Each line containing the word "size" must be collected.

_Dataset excerpt_
________________
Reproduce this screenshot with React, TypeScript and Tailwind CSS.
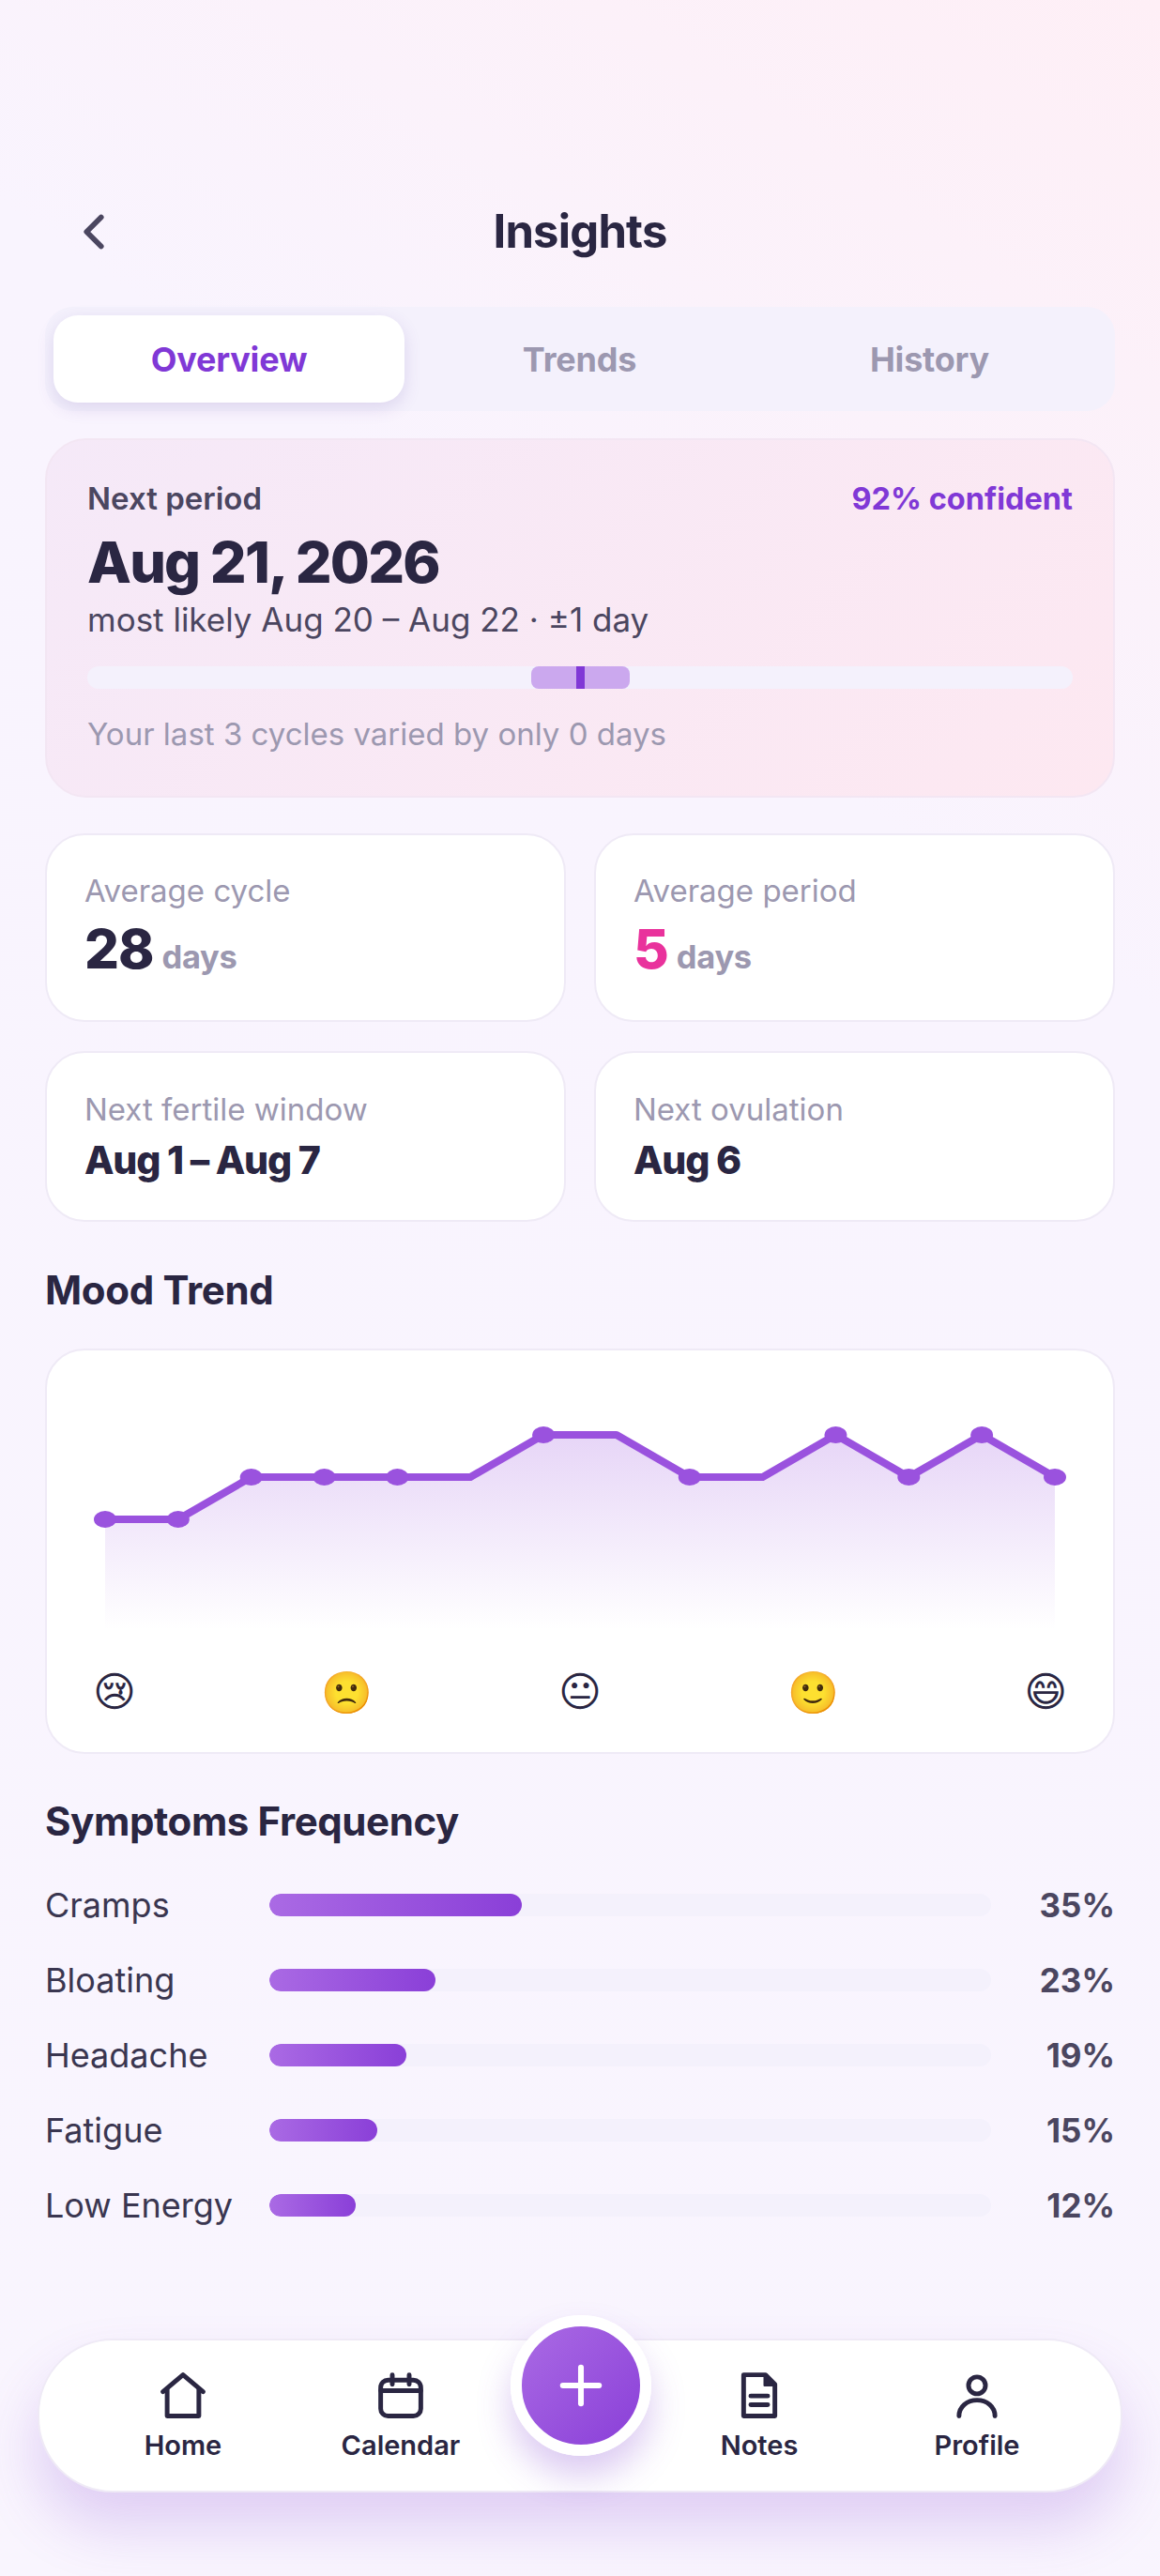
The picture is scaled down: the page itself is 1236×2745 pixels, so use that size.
import { ChevronLeft, Plus } from "lucide-react";

const STATS = [
  { label: "Average cycle", value: "28", color: "text-[#2a2642]" },
  { label: "Average period", value: "5", color: "text-[#e9329c]" },
];

const NEXT = [
  { label: "Next fertile window", value: "Aug 1 – Aug 7" },
  { label: "Next ovulation", value: "Aug 6" },
];

const SYMPTOMS = [
  { name: "Cramps", pct: 35 },
  { name: "Bloating", pct: 23 },
  { name: "Headache", pct: 19 },
  { name: "Fatigue", pct: 15 },
  { name: "Low Energy", pct: 12 },
];

// some faces come from the mono font, some from the colour one
const MOODS = [
  { face: "😢\uFE0E", mono: true },
  { face: "🙁", mono: false },
  { face: "😐\uFE0E", mono: true },
  { face: "🙂", mono: false },
  { face: "😄\uFE0E", mono: true },
];

const POINTS = [
  { y: 180, dot: true },
  { y: 180, dot: true },
  { y: 135, dot: true },
  { y: 135, dot: true },
  { y: 135, dot: true },
  { y: 135, dot: false },
  { y: 90, dot: true },
  { y: 90, dot: false },
  { y: 135, dot: true },
  { y: 135, dot: false },
  { y: 90, dot: true },
  { y: 135, dot: true },
  { y: 90, dot: true },
  { y: 135, dot: true },
];

function MoodChart() {
  const step = 1012 / 13;
  const pts = POINTS.map((p, i) => ({ x: 62 + i * step, y: p.y, dot: p.dot }));
  const line = pts.map((p) => `${p.x},${p.y}`).join(" ");
  const area = `62,298 ${line} 1074,298`;
  return (
    <svg viewBox="0 0 1134 320" className="block w-[1134px] h-[320px]">
      <defs>
        <linearGradient id="moodFill" x1="0" y1="0" x2="0" y2="1">
          <stop offset="0" stopColor="#9a52de" stopOpacity="0.24" />
          <stop offset="1" stopColor="#9a52de" stopOpacity="0" />
        </linearGradient>
      </defs>
      <polygon points={area} fill="url(#moodFill)" />
      <polyline points={line} fill="none" stroke="#9a52de" strokeWidth="8" strokeLinejoin="round" />
      {pts.filter((p) => p.dot).map((p) => (
        <ellipse key={p.x} cx={p.x} cy={p.y} rx="12" ry="9" fill="#9a52de" />
      ))}
    </svg>
  );
}

function HomeIcon() {
  return (
    <svg width="54" height="54" viewBox="0 0 24 24" fill="none" stroke="#2a2642" strokeWidth="2.2" strokeLinecap="round" strokeLinejoin="round">
      <path d="M2.500 10.500 12 2.500l9.500 8" />
      <path d="M4.500 9.500v12.500h15V9.500" />
    </svg>
  );
}

function CalendarIcon() {
  return (
    <svg width="54" height="54" viewBox="0 0 24 24" fill="none" stroke="#2a2642" strokeWidth="2.2" strokeLinecap="round" strokeLinejoin="round">
      <rect x="2.500" y="5" width="19" height="17" rx="3.500" />
      <path d="M2.500 10h19M8 2.500v4.500M16 2.500v4.500" />
    </svg>
  );
}

function NotesIcon() {
  return (
    <svg width="54" height="54" viewBox="0 0 24 24" fill="none" stroke="#2a2642" strokeWidth="2.2" strokeLinecap="round" strokeLinejoin="round">
      <path d="M4.600 2.500H15l4.400 4.500V22H4.600z" />
      <path d="M14.500 3v4.500h4.500z" fill="#2a2642" strokeWidth="1" />
      <path d="M8 12.500h8M8 16.700h8" />
    </svg>
  );
}

function ProfileIcon() {
  return (
    <svg width="54" height="54" viewBox="0 0 24 24" fill="none" stroke="#2a2642" strokeWidth="2.2" strokeLinecap="round" strokeLinejoin="round">
      <circle cx="12" cy="7.500" r="4" />
      <path d="M3.500 22c0-4.500 3.800-7.500 8.500-7.500s8.500 3 8.500 7.500" />
    </svg>
  );
}

function NavItem({ icon, label }: { icon: React.ReactNode; label: string }) {
  return (
    <div className="flex flex-col items-center w-[170px]">
      {icon}
      <span className="mt-[9px] text-[29px] leading-[36px] font-semibold text-[#2a2642]">{label}</span>
    </div>
  );
}

export default function App() {
  return (
    <div className="w-[1236px] h-[2745px] overflow-hidden flex flex-col px-[48px] bg-[linear-gradient(215deg,#feeff6_0%,#f9f4fe_30%,#f9f5fe_100%)] font-['Inter',sans-serif] text-[#2a2642]">
      <div className="mt-[212px] h-[70px] relative flex items-center justify-center">
        <ChevronLeft size={62} strokeWidth={2.2} className="absolute left-[21px] text-[#4b4660]" />
        <h1 className="text-[49px] leading-[70px] font-bold tracking-[-0.8px]">Insights</h1>
      </div>

      <div className="mt-[45px] h-[111px] rounded-[30px] bg-[#f4f1fc] p-[9px] flex">
        <div className="w-[374px] rounded-[26px] bg-white shadow-[0_6px_18px_rgba(100,70,170,0.16)] flex items-center justify-center text-[36px] font-bold tracking-[-0.2px] text-[#8038d6]">Overview</div>
        <div className="w-[373px] flex items-center justify-center text-[36px] font-bold tracking-[-0.2px] text-[#9c98b0]">Trends</div>
        <div className="w-[373px] flex items-center justify-center text-[36px] font-bold tracking-[-0.2px] text-[#9c98b0]">History</div>
      </div>

      <div className="mt-[29px] h-[383px] rounded-[44px] border-2 border-[#f3e6f3] bg-[linear-gradient(135deg,#f5e9f8,#fde8f1)] pl-[43px] pr-[43px] pt-[43px]">
        <div className="flex justify-between items-center h-[40px]">
          <span className="text-[33px] font-semibold text-[#4b4660]">Next period</span>
          <span className="text-[32.500px] font-bold text-[#8038d6]">92% confident</span>
        </div>
        <div className="mt-[12px] text-[61px] leading-[70px] font-extrabold tracking-[-1.8px]">Aug 21, 2026</div>
        <div className="mt-[4px] text-[35px] leading-[44px] text-[#4b4660]">most likely Aug 20 – Aug 22 · ±1 day</div>
        <div className="mt-[28px] h-[24px] rounded-full bg-[#f4f1fc] relative">
          <div className="absolute left-[473px] w-[105px] h-[24px] rounded-[8px] bg-[#cba8ee]" />
          <div className="absolute left-[521px] w-[9px] h-[24px] bg-[#8038d6]" />
        </div>
        <div className="mt-[26px] text-[33px] leading-[44px] text-[#9c98b0]">Your last 3 cycles varied by only 0 days</div>
      </div>

      <div className="mt-[38px] grid grid-cols-2 gap-x-[30px] gap-y-[31px]">
        {STATS.map((s) => (
          <div key={s.label} className="h-[201px] rounded-[42px] bg-white border-2 border-[#efeaf6] px-[40px] pt-[37px]">
            <div className="text-[33px] leading-[44px] text-[#9c98b0]">{s.label}</div>
            <div className="mt-[5px] flex items-baseline leading-[70px]">
              <span className={`text-[58px] font-extrabold tracking-[-1px] ${s.color}`}>{s.value}</span>
              <span className="ml-[9px] text-[34.500px] font-bold tracking-[-0.3px] text-[#9c98b0]">days</span>
            </div>
          </div>
        ))}
        {NEXT.map((s) => (
          <div key={s.label} className="h-[182px] rounded-[42px] bg-white border-2 border-[#efeaf6] px-[40px] pt-[38px]">
            <div className="text-[33px] leading-[44px] text-[#9c98b0]">{s.label}</div>
            <div className="mt-[4px] text-[41px] leading-[56px] font-extrabold tracking-[-1.2px]">{s.value}</div>
          </div>
        ))}
      </div>

      <h2 className="mt-[48px] text-[42px] leading-[50px] font-bold tracking-[-0.3px]">Mood Trend</h2>

      <div className="mt-[37px] h-[432px] rounded-[42px] bg-white border-2 border-[#efeaf6] overflow-hidden">
        <MoodChart />
        <div className="mt-[14px] px-[49px] flex justify-between items-center h-[60px]">
          {MOODS.map((m) => (
            <span key={m.face} className={m.mono ? "text-[44px] leading-[60px] font-['DejaVu_Sans']" : "text-[44px] leading-[60px]"}>{m.face}</span>
          ))}
        </div>
      </div>

      <h2 className="mt-[47px] text-[42px] leading-[50px] font-bold tracking-[-0.4px]">Symptoms Frequency</h2>

      <div className="mt-[44px] flex flex-col gap-[40px]">
        {SYMPTOMS.map((s) => (
          <div key={s.name} className="h-[40px] flex items-center">
            <span className="w-[239px] text-[36px] text-[#3a3650]">{s.name}</span>
            <div className="w-[769px] h-[24px] rounded-full bg-[#f4f1fc] overflow-hidden">
              <div className="h-full rounded-full bg-[linear-gradient(90deg,#aa6ae4,#8a3fd8)]" style={{ width: `${s.pct}%` }} />
            </div>
            <span className="flex-1 text-right text-[35px] font-bold text-[#4b4660]">{s.pct}%</span>
          </div>
        ))}
      </div>

      <div className="mt-[122px] -mx-[8px] h-[164px] rounded-[80px] bg-white border-2 border-[#efeaf6] shadow-[0_36px_60px_rgba(130,70,210,0.22)] relative flex items-center justify-between px-[68px]">
        <div className="flex gap-[62px]">
          <NavItem icon={<HomeIcon />} label="Home" />
          <NavItem icon={<CalendarIcon />} label="Calendar" />
        </div>
        <div className="flex gap-[62px]">
          <NavItem icon={<NotesIcon />} label="Notes" />
          <NavItem icon={<ProfileIcon />} label="Profile" />
        </div>
        <div className="absolute left-[502px] -top-[27px] w-[150px] h-[150px] rounded-full border-[12px] border-white bg-[linear-gradient(135deg,#aa6ae4,#8a3fd8)] shadow-[0_22px_36px_rgba(130,70,210,0.28)] flex items-center justify-center">
          <Plus size={66} strokeWidth={2.2} className="text-white" />
        </div>
      </div>
    </div>
  );
}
________________
_The output_
The picture is scaled down: the page itself is 1236×2745 pixels, so use that size.
        <ChevronLeft size={62} strokeWidth={2.2} className="absolute left-[21px] text-[#4b4660]" />
          <Plus size={66} strokeWidth={2.2} className="text-white" />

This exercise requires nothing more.